[Code that builds pages]
■ ■ ■ ■ ■ ■ ■
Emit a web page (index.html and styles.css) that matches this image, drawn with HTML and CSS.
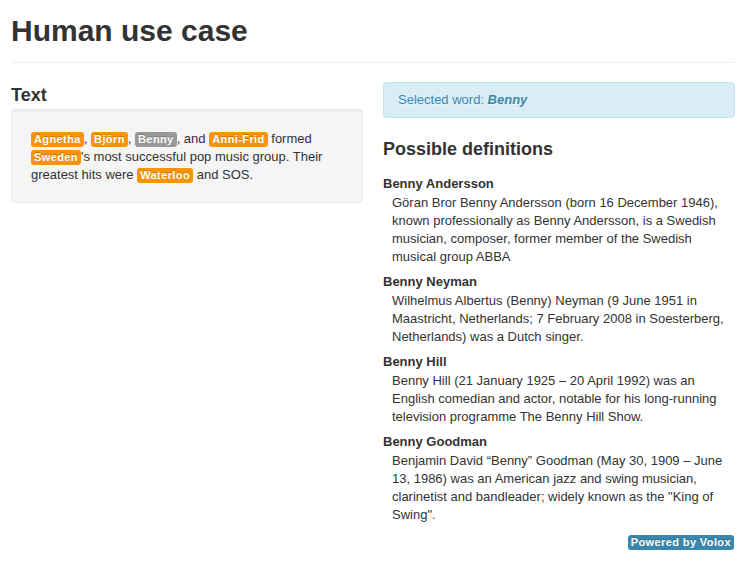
FILE: index.html
```html
<!DOCTYPE html>
<html>
<head>
<meta charset="utf-8">
<title>Human use case</title>
<link rel="stylesheet" href="styles.css">
</head>
<body>
<div class="container">
  <div class="page-header">
    <h1>Human use case</h1>
  </div>
  <div class="row">
    <div class="col">
      <h3>Text</h3>
      <div class="well">
        <span class="label label-warning">Agnetha</span>, <span class="label label-warning">Björn</span>, <span class="label">Benny</span>, and <span class="label label-warning">Anni-Frid</span> formed <span class="label label-warning">Sweden</span>'s most successful pop music group. Their greatest hits were <span class="label label-warning">Waterloo</span> and SOS.
      </div>
    </div>
    <div class="col">
      <div class="alert">Selected word: <b><i>Benny</i></b></div>
      <h3 class="defs-title">Possible definitions</h3>
      <dl class="defs">
        <dt>Benny Andersson</dt>
        <dd>Göran Bror Benny Andersson (born 16 December 1946), known professionally as Benny Andersson, is a Swedish musician, composer, former member of the Swedish musical group ABBA</dd>
        <dt>Benny Neyman</dt>
        <dd>Wilhelmus Albertus (Benny) Neyman (9 June 1951 in Maastricht, Netherlands; 7 February 2008 in Soesterberg, Netherlands) was a Dutch singer.</dd>
        <dt>Benny Hill</dt>
        <dd>Benny Hill (21 January 1925 – 20 April 1992) was an English comedian and actor, notable for his long-running television programme The Benny Hill Show.</dd>
        <dt>Benny Goodman</dt>
        <dd>Benjamin David “Benny” Goodman (May 30, 1909 – June 13, 1986) was an American jazz and swing musician, clarinetist and bandleader; widely known as the "King of Swing".</dd>
      </dl>
      <div class="powered"><span class="label label-info">Powered by Volox</span></div>
    </div>
  </div>
</div>
</body>
</html>
```
FILE: styles.css
```css
html, body {
  margin: 0;
  padding: 0;
}
body {
  font-family: "Liberation Sans", Arial, Helvetica, sans-serif;
  font-size: 13px;
  line-height: 18px;
  color: #333333;
  background: #ffffff;
}
.container {
  margin: 0 7px 0 11px;
}
.page-header {
  padding: 13px 0 13px;
  border-bottom: 1px solid #eeeeee;
  margin-bottom: 19px;
}
h1 {
  margin: 0;
  font-size: 30px;
  line-height: 36px;
  font-weight: bold;
  color: #333333;
}
h3 {
  margin: 0;
  font-size: 18px;
  line-height: 27px;
  font-weight: bold;
  color: #333333;
}
.row {
  display: grid;
  grid-template-columns: 1fr 1fr;
  column-gap: 20px;
}
.col {
  min-width: 0;
}
.well {
  min-height: 20px;
  padding: 20px 19px 18px;
  background-color: #f5f5f5;
  border: 1px solid #eeeeee;
  border: 1px solid rgba(0, 0, 0, 0.05);
  border-radius: 4px;
  box-shadow: inset 0 1px 1px rgba(0, 0, 0, 0.05);
}
.label {
  padding: 1px 3px 2px;
  font-size: 11px;
  font-weight: bold;
  line-height: 13px;
  letter-spacing: 0.4px;
  color: #ffffff;
  text-shadow: 0 -1px 0 rgba(0, 0, 0, 0.25);
  background-color: #999999;
  border-radius: 3px;
  white-space: nowrap;
}
.label-warning {
  background-color: #f89406;
}
.label-info {
  background-color: #3a87ad;
}
.alert {
  padding: 8px 35px 8px 14px;
  margin-bottom: 18px;
  color: #3a87ad;
  background-color: #d9edf7;
  border: 1px solid #bce8f1;
  border-radius: 4px;
  text-shadow: 0 1px 0 rgba(255, 255, 255, 0.5);
}
.defs-title {
  margin-top: 1px;
  margin-bottom: 12px;
}
.defs {
  margin: 0;
}
.defs dt {
  font-weight: bold;
  line-height: 18px;
}
.defs dd {
  margin: 1px 0 7px 9px;
  line-height: 18px;
}
.powered {
  margin-top: 9px;
  text-align: right;
  padding-right: 1px;
}
```
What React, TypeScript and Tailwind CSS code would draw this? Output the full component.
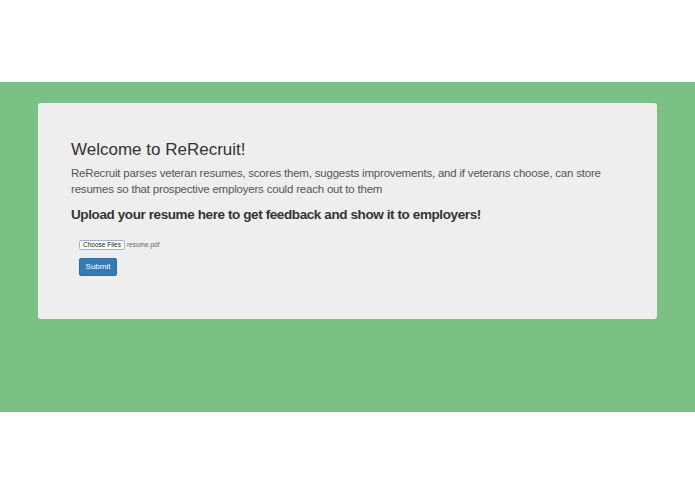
import React from 'react';

const App: React.FC = () => {
  return (
    <div className="w-[695px] h-[494px] bg-white flex flex-col" style={{ fontFamily: '"Liberation Sans", Arial, sans-serif' }}>
      <div className="h-[82px]" />
      <div className="h-[330px] bg-[#7bc084] pt-[21px] px-[38px]">
        <div className="h-[216px] bg-[#eeeeee] rounded-[3px] px-[33px] pt-[35px]">
          <h1 className="text-[17px] leading-[24px] text-[#333333]">Welcome to ReRecruit!</h1>
          <p className="mt-[3px] text-[11.5px] leading-[16px] tracking-[-0.2px] text-[#555555]">
            ReRecruit parses veteran resumes, scores them, suggests improvements, and if veterans choose, can store resumes so that prospective employers could reach out to them
          </p>
          <h2 className="mt-[8px] text-[13.5px] leading-[20px] tracking-[-0.4px] font-bold text-[#333333]">
            Upload your resume here to get feedback and show it to employers!
          </h2>
          <div className="ml-[8px] mt-[15px] flex items-center gap-[2px]">
            <button className="h-[10px] px-[3px] bg-white border border-[#9db4d8] rounded-[2px] text-[6.5px] leading-[8px] text-[#222222]">
              Choose Files
            </button>
            <span className="text-[6.5px] text-[#666666]">resume.pdf</span>
          </div>
          <button className="ml-[8px] mt-[8px] w-[38px] h-[18px] bg-[#337ab7] border border-[#2e6da4] rounded-[2px] text-[8px] text-white">
            Submit
          </button>
        </div>
      </div>
    </div>
  );
};

export default App;
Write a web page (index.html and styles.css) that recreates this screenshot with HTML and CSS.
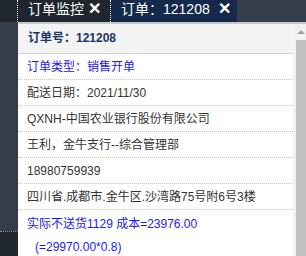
■ ■ ■ ■ ■ ■ ■
§ Set exercise: Transcribe the preceding listing in its entirety and with exact wording, leaving out pictures.

§ Result of the exercise:
Emit a web page (index.html and styles.css) that matches this image, drawn with HTML and CSS.
FILE: index.html
```html
<!DOCTYPE html>
<html>
<head>
<meta charset="utf-8">
<title>Human use case</title>
<link rel="stylesheet" href="styles.css">
</head>
<body>
<div class="container">
  <div class="page-header">
    <h1>Human use case</h1>
  </div>
  <div class="row">
    <div class="col">
      <h3>Text</h3>
      <div class="well">
        <span class="label label-warning">Agnetha</span>, <span class="label label-warning">Björn</span>, <span class="label">Benny</span>, and <span class="label label-warning">Anni-Frid</span> formed <span class="label label-warning">Sweden</span>'s most successful pop music group. Their greatest hits were <span class="label label-warning">Waterloo</span> and SOS.
      </div>
    </div>
    <div class="col">
      <div class="alert">Selected word: <b><i>Benny</i></b></div>
      <h3 class="defs-title">Possible definitions</h3>
      <dl class="defs">
        <dt>Benny Andersson</dt>
        <dd>Göran Bror Benny Andersson (born 16 December 1946), known professionally as Benny Andersson, is a Swedish musician, composer, former member of the Swedish musical group ABBA</dd>
        <dt>Benny Neyman</dt>
        <dd>Wilhelmus Albertus (Benny) Neyman (9 June 1951 in Maastricht, Netherlands; 7 February 2008 in Soesterberg, Netherlands) was a Dutch singer.</dd>
        <dt>Benny Hill</dt>
        <dd>Benny Hill (21 January 1925 – 20 April 1992) was an English comedian and actor, notable for his long-running television programme The Benny Hill Show.</dd>
        <dt>Benny Goodman</dt>
        <dd>Benjamin David “Benny” Goodman (May 30, 1909 – June 13, 1986) was an American jazz and swing musician, clarinetist and bandleader; widely known as the "King of Swing".</dd>
      </dl>
      <div class="powered"><span class="label label-info">Powered by Volox</span></div>
    </div>
  </div>
</div>
</body>
</html>
```
FILE: styles.css
```css
html, body {
  margin: 0;
  padding: 0;
}
body {
  font-family: "Liberation Sans", Arial, Helvetica, sans-serif;
  font-size: 13px;
  line-height: 18px;
  color: #333333;
  background: #ffffff;
}
.container {
  margin: 0 7px 0 11px;
}
.page-header {
  padding: 13px 0 13px;
  border-bottom: 1px solid #eeeeee;
  margin-bottom: 19px;
}
h1 {
  margin: 0;
  font-size: 30px;
  line-height: 36px;
  font-weight: bold;
  color: #333333;
}
h3 {
  margin: 0;
  font-size: 18px;
  line-height: 27px;
  font-weight: bold;
  color: #333333;
}
.row {
  display: grid;
  grid-template-columns: 1fr 1fr;
  column-gap: 20px;
}
.col {
  min-width: 0;
}
.well {
  min-height: 20px;
  padding: 20px 19px 18px;
  background-color: #f5f5f5;
  border: 1px solid #eeeeee;
  border: 1px solid rgba(0, 0, 0, 0.05);
  border-radius: 4px;
  box-shadow: inset 0 1px 1px rgba(0, 0, 0, 0.05);
}
.label {
  padding: 1px 3px 2px;
  font-size: 11px;
  font-weight: bold;
  line-height: 13px;
  letter-spacing: 0.4px;
  color: #ffffff;
  text-shadow: 0 -1px 0 rgba(0, 0, 0, 0.25);
  background-color: #999999;
  border-radius: 3px;
  white-space: nowrap;
}
.label-warning {
  background-color: #f89406;
}
.label-info {
  background-color: #3a87ad;
}
.alert {
  padding: 8px 35px 8px 14px;
  margin-bottom: 18px;
  color: #3a87ad;
  background-color: #d9edf7;
  border: 1px solid #bce8f1;
  border-radius: 4px;
  text-shadow: 0 1px 0 rgba(255, 255, 255, 0.5);
}
.defs-title {
  margin-top: 1px;
  margin-bottom: 12px;
}
.defs {
  margin: 0;
}
.defs dt {
  font-weight: bold;
  line-height: 18px;
}
.defs dd {
  margin: 1px 0 7px 9px;
  line-height: 18px;
}
.powered {
  margin-top: 9px;
  text-align: right;
  padding-right: 1px;
}
```
What React, TypeScript and Tailwind CSS code would draw this? Output the full component.
import React from 'react';

const App: React.FC = () => {
  return (
    <div className="w-[695px] h-[494px] bg-white flex flex-col" style={{ fontFamily: '"Liberation Sans", Arial, sans-serif' }}>
      <div className="h-[82px]" />
      <div className="h-[330px] bg-[#7bc084] pt-[21px] px-[38px]">
        <div className="h-[216px] bg-[#eeeeee] rounded-[3px] px-[33px] pt-[35px]">
          <h1 className="text-[17px] leading-[24px] text-[#333333]">Welcome to ReRecruit!</h1>
          <p className="mt-[3px] text-[11.5px] leading-[16px] tracking-[-0.2px] text-[#555555]">
            ReRecruit parses veteran resumes, scores them, suggests improvements, and if veterans choose, can store resumes so that prospective employers could reach out to them
          </p>
          <h2 className="mt-[8px] text-[13.5px] leading-[20px] tracking-[-0.4px] font-bold text-[#333333]">
            Upload your resume here to get feedback and show it to employers!
          </h2>
          <div className="ml-[8px] mt-[15px] flex items-center gap-[2px]">
            <button className="h-[10px] px-[3px] bg-white border border-[#9db4d8] rounded-[2px] text-[6.5px] leading-[8px] text-[#222222]">
              Choose Files
            </button>
            <span className="text-[6.5px] text-[#666666]">resume.pdf</span>
          </div>
          <button className="ml-[8px] mt-[8px] w-[38px] h-[18px] bg-[#337ab7] border border-[#2e6da4] rounded-[2px] text-[8px] text-white">
            Submit
          </button>
        </div>
      </div>
    </div>
  );
};

export default App;
Write a web page (index.html and styles.css) that recreates this screenshot with HTML and CSS.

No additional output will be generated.